All of the sudden, I didn't feel quite so bad for the poor people in India and Africa, and other places where everyone is pretty much in the same boat.  But I felt worse for the poor people who live in the consumptive disposable world.  We have kicked away all of the communal support mechanisms (the ones that actually worked) and replaced them with a welfare check, some food stamps and a handful of overwhelmed government agencies and said: "Good luck, work hard and you'll get ahead."
Once upon a time, I thought that enough good people being charitable could actually solve this problem, but I don't think that's true any longer.  We need to reforge our connections to one another.  We need to be held together by more than just tax-paying.

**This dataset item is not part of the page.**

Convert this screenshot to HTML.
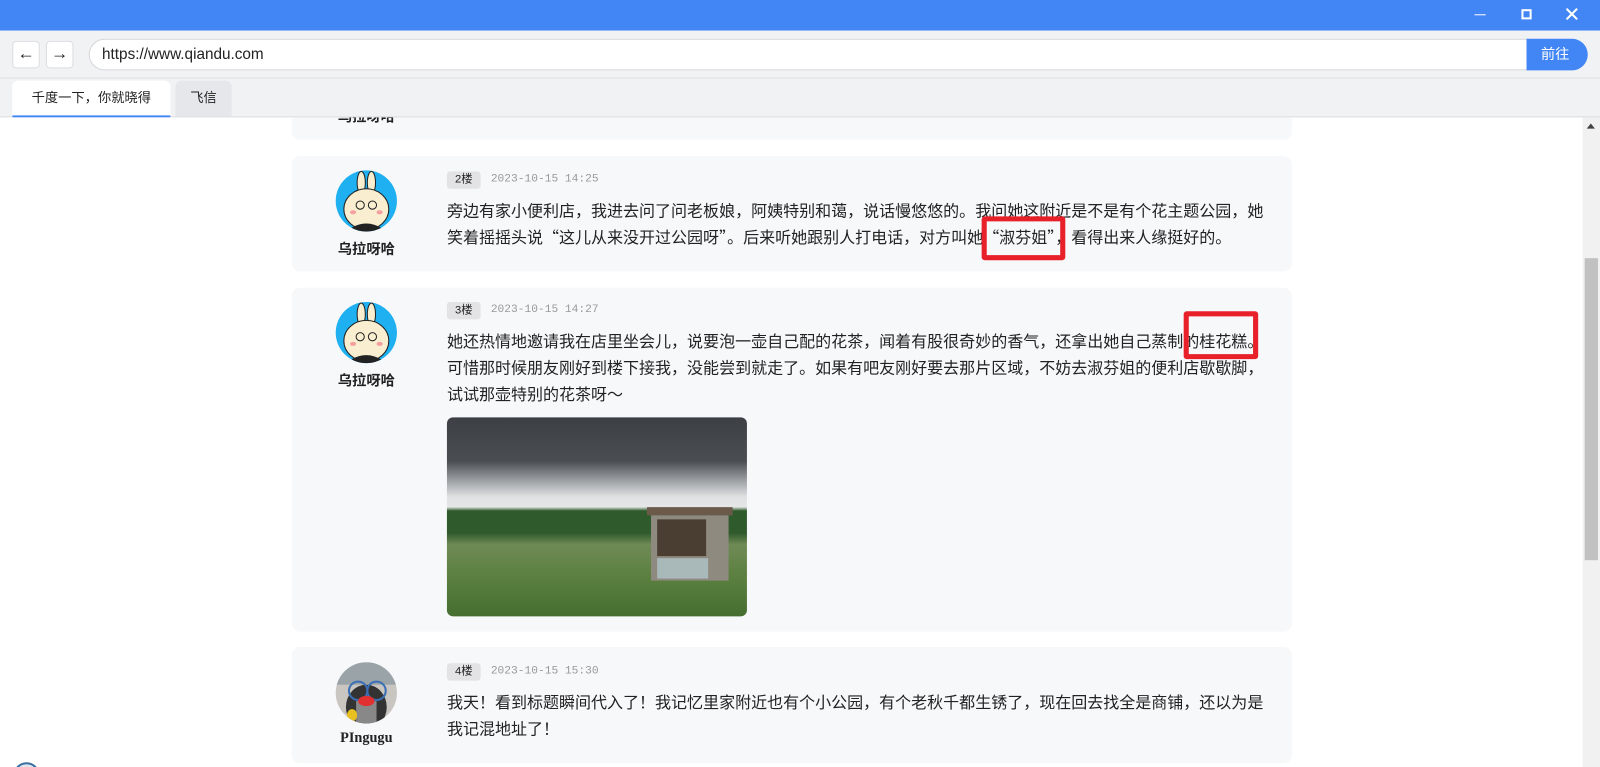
<!DOCTYPE html>
<html><head><meta charset="utf-8">
<style>
*{margin:0;padding:0;box-sizing:border-box}
html,body{width:1600px;height:767px;overflow:hidden;background:#fff}
#w{position:absolute;left:0;top:0;width:1568px;height:752px;transform:scale(1.020408);transform-origin:0 0;font-family:"Liberation Sans","Noto Sans CJK SC",sans-serif;color:#222;overflow:hidden}
.title{position:absolute;left:0;top:0;width:1568px;height:30px;background:#4285f4;z-index:5}
.tb{position:absolute;left:0;top:30px;width:1568px;height:47px;background:#f1f2f4;border-bottom:1px solid #dcdde0;z-index:5}
.nb{position:absolute;top:40px;width:27px;height:27px;background:#fff;border:1px solid #dcdde0;border-radius:4px;font-size:17px;line-height:23px;text-align:center;color:#222;z-index:6}
.url{position:absolute;left:87px;top:38px;width:1410px;height:31px;background:#fff;border:1px solid #d6d7da;border-radius:16px 0 0 16px;font-size:15px;line-height:29px;padding-left:12px;color:#222;z-index:6}
.go{position:absolute;left:1496px;top:38px;width:60px;height:31px;background:#4285f4;color:#fff;border-radius:0 16px 16px 0;font-size:14px;line-height:31px;text-align:center;padding-right:4px;z-index:6}
.tabs{position:absolute;left:0;top:77px;width:1568px;height:38px;background:#f1f2f4;border-bottom:1px solid #dcdde0;z-index:5}
.tab1{position:absolute;left:12px;top:79px;width:155px;height:36px;background:#fff;border-radius:6px 6px 0 0;border-bottom:2px solid #4285f4;font-size:13px;line-height:34px;text-align:center;z-index:6}
.tab2{position:absolute;left:172px;top:79px;width:55px;height:35px;background:#e6e7ea;border-radius:6px 6px 0 0;font-size:13px;line-height:34px;text-align:center;z-index:6}
.card{position:absolute;left:286px;width:980px;background:#f7f8fa;border-radius:8px}
.av{position:absolute;left:43px;width:60px;height:60px;border-radius:50%;overflow:hidden}
.name{position:absolute;left:0;width:146px;text-align:center;font-weight:bold;font-size:14px;font-family:"Noto Sans CJK SC",sans-serif}
.tag{position:absolute;left:152px;height:17px;width:33px;background:#e3e3e5;border-radius:3px;font-size:11px;line-height:17px;text-align:center}
.date{position:absolute;left:195px;font-family:"Liberation Mono",monospace;font-size:11px;color:#999;line-height:17px}
.txt{position:absolute;left:152px;font-size:15.7px;line-height:26px;white-space:nowrap;color:#222;font-family:"Noto Sans CJK SC",sans-serif}
.rb{position:absolute;border:5px solid #e8202a;border-radius:3px;z-index:3}
.sb{position:absolute;left:1551px;top:115px;width:17px;height:640px;background:#f1f1f1}
</style></head><body><div id="w">
<div class="title"></div>
<div style="position:absolute;left:1445px;top:14px;width:11px;height:1px;background:#fff;z-index:6"></div>
<div style="position:absolute;left:1491px;top:9px;width:10px;height:10px;border:2px solid #fff;z-index:6"></div>
<div style="position:absolute;left:1532px;top:2px;color:#fff;font-size:20px;line-height:26px;z-index:6">✕</div>
<div class="tb"></div>
<div class="nb" style="left:12px">←</div>
<div class="nb" style="left:45px">→</div>
<div class="url">https://www.qiandu.com</div>
<div class="go">前往</div>
<div class="tabs"></div>
<div class="tab1">千度一下，你就晓得</div>
<div class="tab2">飞信</div>

<div class="card" style="top:90px;height:47px;"><div class="name" style="top:14px">乌拉呀哈</div></div>

<div class="card" style="top:153px;height:113px">
 <div class="av" style="top:14px;background:#1eb0f0">
  <svg width="60" height="60"><ellipse cx="25" cy="12" rx="4" ry="11" fill="#f9eed0" stroke="#222"/><ellipse cx="35" cy="12" rx="4" ry="11" fill="#f9eed0" stroke="#222"/><ellipse cx="30" cy="38" rx="22" ry="20" fill="#f9eed0" stroke="#222"/><circle cx="24" cy="34" r="4" fill="none" stroke="#222"/><circle cx="36" cy="34" r="4" fill="none" stroke="#222"/><ellipse cx="17" cy="41" rx="3" ry="2" fill="#f5a0a0"/><ellipse cx="43" cy="41" rx="3" ry="2" fill="#f5a0a0"/><path d="M10 60 Q30 44 50 60Z" fill="#222"/></svg>
 </div>
 <div class="name" style="top:81px">乌拉呀哈</div>
 <div class="tag" style="top:15px">2楼</div><div class="date" style="top:15px">2023-10-15 14:25</div>
 <div class="txt" style="top:40px">旁边有家小便利店，我进去问了问老板娘，阿姨特别和蔼，说话慢悠悠的。我问她这附近是不是有个花主题公园，她<br>笑着摇摇头说“这儿从来没开过公园呀”。后来听她跟别人打电话，对方叫她“淑芬姐”，看得出来人缘挺好的。</div>
</div>
<div class="rb" style="left:962px;top:212px;width:82px;height:43px"></div>

<div class="card" style="top:282px;height:337px">
 <div class="av" style="top:14px;background:#1eb0f0">
  <svg width="60" height="60"><ellipse cx="25" cy="12" rx="4" ry="11" fill="#f9eed0" stroke="#222"/><ellipse cx="35" cy="12" rx="4" ry="11" fill="#f9eed0" stroke="#222"/><ellipse cx="30" cy="38" rx="22" ry="20" fill="#f9eed0" stroke="#222"/><circle cx="24" cy="34" r="4" fill="none" stroke="#222"/><circle cx="36" cy="34" r="4" fill="none" stroke="#222"/><ellipse cx="17" cy="41" rx="3" ry="2" fill="#f5a0a0"/><ellipse cx="43" cy="41" rx="3" ry="2" fill="#f5a0a0"/><path d="M10 60 Q30 44 50 60Z" fill="#222"/></svg>
 </div>
 <div class="name" style="top:81px">乌拉呀哈</div>
 <div class="tag" style="top:14px">3楼</div><div class="date" style="top:14px">2023-10-15 14:27</div>
 <div class="txt" style="top:39px">她还热情地邀请我在店里坐会儿，说要泡一壶自己配的花茶，闻着有股很奇妙的香气，还拿出她自己蒸制的桂花糕。<br>可惜那时候朋友刚好到楼下接我，没能尝到就走了。如果有吧友刚好要去那片区域，不妨去淑芬姐的便利店歇歇脚，<br>试试那壶特别的花茶呀～</div>
 <div style="position:absolute;left:152px;top:127px;width:294px;height:195px;border-radius:6px;overflow:hidden;background:linear-gradient(#3c4045 0%,#4a4e53 22%,#9ea2a6 32%,#dfe1e2 40%,#e5e6e7 45%,#2f5a2c 47%,#2f5a2c 58%,#6f8a55 64%,#5b8040 80%,#456e30 100%)">
  <div style="position:absolute;left:196px;top:88px;width:84px;height:8px;background:#6b5a4a"></div>
  <div style="position:absolute;left:200px;top:96px;width:76px;height:64px;background:#8e8a80"></div>
  <div style="position:absolute;left:206px;top:100px;width:48px;height:36px;background:#4a3d32"></div>
  <div style="position:absolute;left:206px;top:138px;width:50px;height:20px;background:#a9b8b8"></div>
 </div>
</div>
<div class="rb" style="left:1160px;top:305px;width:73px;height:47px"></div>

<div class="card" style="top:634px;height:114px">
 <div class="av" style="top:15px;background:#c9c6c2">
  <svg width="60" height="60"><rect width="60" height="22" fill="#9aa3a8"/><ellipse cx="30" cy="44" rx="20" ry="22" fill="#333"/><rect x="20" y="38" width="20" height="22" fill="#888"/><circle cx="22" cy="28" r="9" fill="none" stroke="#3a6fb5" stroke-width="2"/><circle cx="40" cy="28" r="9" fill="none" stroke="#3a6fb5" stroke-width="2"/><ellipse cx="30" cy="38" rx="8" ry="5" fill="#e03030"/><ellipse cx="16" cy="52" rx="5" ry="6" fill="#e8c020"/></svg>
 </div>
 <div class="name" style="top:82px;font-family:'Liberation Serif',serif">PIngugu</div>
 <div class="tag" style="top:16px">4楼</div><div class="date" style="top:16px">2023-10-15 15:30</div>
 <div class="txt" style="top:41px">我天！看到标题瞬间代入了！我记忆里家附近也有个小公园，有个老秋千都生锈了，现在回去找全是商铺，还以为是<br>我记混地址了！</div>
</div>

<div style="position:absolute;left:13px;top:747px;width:26px;height:26px;border-radius:50%;border:2px solid #3a6fa0;background:#dfe6ee"></div>

<div class="sb"></div>
<div style="position:absolute;left:1555px;top:121px;width:0;height:0;border-left:4px solid transparent;border-right:4px solid transparent;border-bottom:5px solid #444"></div>
<div style="position:absolute;left:1553px;top:253px;width:13px;height:296px;background:#c1c1c1"></div>
</div></body></html>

This could, and should, happen in churches, but I think we may have drunk the self-sufficiency Kool-Aid along with everyone else.  Why are people consumers and spectators of our religious services and "performances" instead of fellow disciples?  Why is it hard to get a commitment? Why do people float away from our communities so easily?
Because they sense somewhere deep down that we don't really need them.
And so they don't really need us.
As so many things do, this reminds me of the Beatitudes, those peculiar statements where Jesus said people were blessed, when intuitively they didn't seem to be: blessed are the meek, the poor in spirit, etc.  Maybe that Indian family who just got the first refrigerator in the village really are as blessed as they sounded.